On Thursday night, an event structured as a debate between New York’s Democratic gubernatorial candidates turned into a smart, passionate gripe session. The absence of Governor Kathy Hochul from the proceedings did not prevent her from being the main topic of conversation. Hochul had said she was too busy closing out the final hours of the legislative session to participate, but that did not stop the two candidates who made it, Representative Tom Suozzi and New York City public advocate Jumaane Williams, from arguing that she ought to be fired.
“Sixty-nine percent of New Yorkers say Kathy Hochul is failing on crime. Sixty-six percent say she’s failing on the economy and they don’t like her Buffalo Bills billion-dollar taxpayer giveaway,” said Suozzi in his opening statement. “Her lieutenant governor was arrested for bribery and corruption, and a mere 36 percent give her a passing grade on job approval. And yet, this unelected governor didn’t show up for our debate tonight. We can do better.”

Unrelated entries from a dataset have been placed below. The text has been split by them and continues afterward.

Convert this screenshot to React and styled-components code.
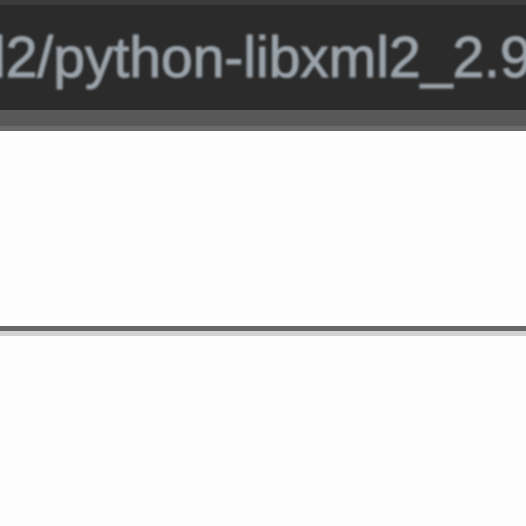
import React from "react";
import styled, { createGlobalStyle } from "styled-components";

const GlobalStyle = createGlobalStyle`
  html, body {
    margin: 0;
    padding: 0;
    background: #fdfdfd;
  }
  #root {
    min-height: 526px;
  }
`;

const Window = styled.div`
  display: flex;
  flex-direction: column;
  width: 526px;
  height: 526px;
  overflow: hidden;
  background: #fdfdfd;
`;

const PathBar = styled.header`
  display: flex;
  align-items: flex-start;
  flex-shrink: 0;
  height: 110px;
  padding-top: 24px;
  box-sizing: border-box;
  background: #2b2b2b;
  border-top: 5px solid #3a3a3a;
  overflow: hidden;
  white-space: nowrap;
`;

const PathText = styled.span`
  display: block;
  margin-left: -140px;
  font-family: "Liberation Sans", Arial, sans-serif;
  font-size: 57px;
  line-height: 57px;
  color: #9ca4ab;
  -webkit-text-stroke: 1px #9ca4ab;
  filter: blur(0.9px);
`;

const Strip = styled.div`
  flex-shrink: 0;
  height: 16px;
  background: #585858;
  border-bottom: 5px solid #6a6a6a;
  box-shadow: 0 2px 0 #cfcfcf;
`;

const Panel = styled.section`
  flex-shrink: 0;
  height: ${(p) => p.$height}px;
  background: #fdfdfd;
`;

const Divider = styled.div`
  flex-shrink: 0;
  height: 5px;
  background: #676767;
  border-bottom: 5px solid #d2d2d2;
`;

export default function App() {
  return (
    <>
      <GlobalStyle />
      <Window>
        <PathBar>
          <PathText>libxml2/python-libxml2_2.9.4</PathText>
        </PathBar>
        <Strip />
        <Panel $height={195} />
        <Divider />
        <Panel $height={190} />
      </Window>
    </>
  );
}
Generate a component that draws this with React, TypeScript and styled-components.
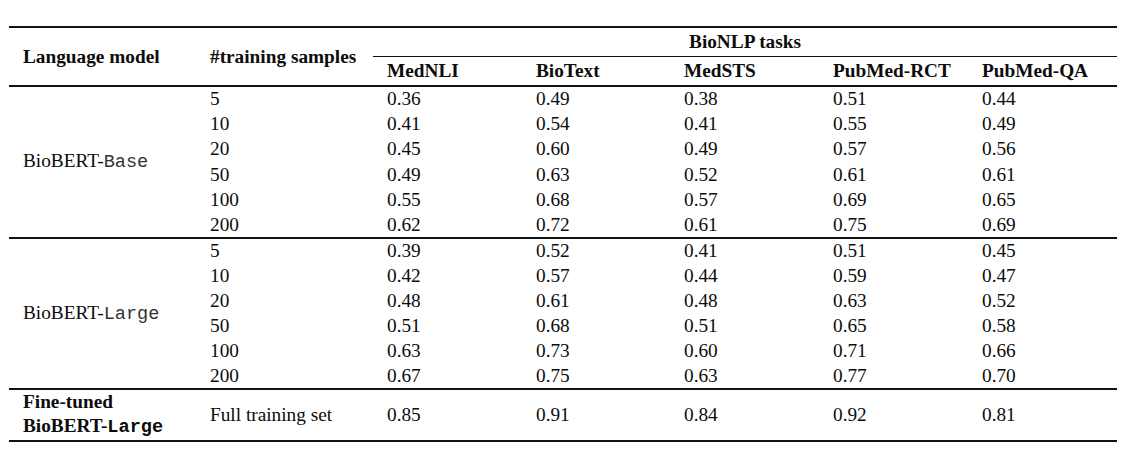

Williams struck a similar tone when talking about how to revitalize the upstate economy.
“The Cuomo-Hochul administration has dumped money into things that would never have worked in the first place. We had the first Buffalo Billion. We’re now going on the second Buffalo Billion. We have a film studio in Syracuse that never produced the things that they said it was gonna produce,” he said. “Instead of dumping money into these big projects, instead of dumping into big corporations coming — what if we gave small businesses upstate and across the state the same tax incentives that we’re giving to these projects that never produce the things we want to produce?”
There are plenty of things that need improvement in New York. Forty percent of voters say the state is headed in the wrong direction, according to a recent poll. And about 39 percent say they are actively trying to move out of the state, or have considered doing so — including an astonishing 56 percent of Latino voters; 48 percent of Black voters; nearly 50 percent of voters age 18 to 24; and between 44 percent and 49 percent of voters in households earning between $75,000 and $150,000 a year.
Fundamental unhappiness in four key pillars of the Democratic base — Black, Latino, young and middle-class households — signals a problem for Dem incumbents like Hochul. But with less than three weeks to go before the June 28 primary, Suozzi and Williams have little time to waste in persuading voters to go in a new direction, and that’s easier said than done.
The two challengers were unfailingly polite and tossed softballs to each other on Thursday night, even in the cross-examination session where each candidate was allowed ask his rival a direct question. (Suozzi’s question to Williams: “How do you think Kathy Hochul is going as governor?”) The chumminess of the night didn’t necessarily help the candidates, though.
“I think they unintentionally and unwittingly established why Hochul is in a leading position in this primary,” says Bruce Gyory, a longtime Democratic political strategist and professor of political science. “They talked past each other. They were attacking her, but the Suozzi wing of the party won’t buy into what Jumaane is saying, and vice versa.”
On public safety, for instance, Suozzi has been a critic of bail reform and has promised to use the governor’s power to remove progressive prosecutors like Manhattan district attorney Alvin Bragg if they don’t aggressively go after violent criminals. Williams, by contrast, is a longtime advocate for dialing back a police-first approach to public safety and investing in preventive measures like violence interrupters.
Democratic progressives and moderates have been tussling over the issue for a couple of years now. While Suozzi courts moderates who want to dial back bail reform and Williams fires up progressives who want to see more reform, Hochul can cater to the fat middle position of the Democratic Party, which is pro-reform and also strenuously anti-crime.
What sometimes seem to be capricious actions by Hochul, like her suddenly insisting on changes to bail reform in the closing days before this year’s budget deadline, are actually an attempt to find a middle position that commands support in a plurality of Democratic households.
Gyory predicts that Suozzi and Williams will have a tough time cutting into that wide base.
“To win as a Democrat, you have to have a broader wing span than either one of these guys have. Their inability to persuade the other side’s base means there’s a functional limitation on each of their ability to lead a broader Democratic coalition,” he told me. “You can’t win if you don’t get the voters Suozzi is speaking for. And you’re not also going to win in the general election unless you can motivate the base of the party that Jumaane comes from. The problem is each has not yet shown an ability to connect with the other side.”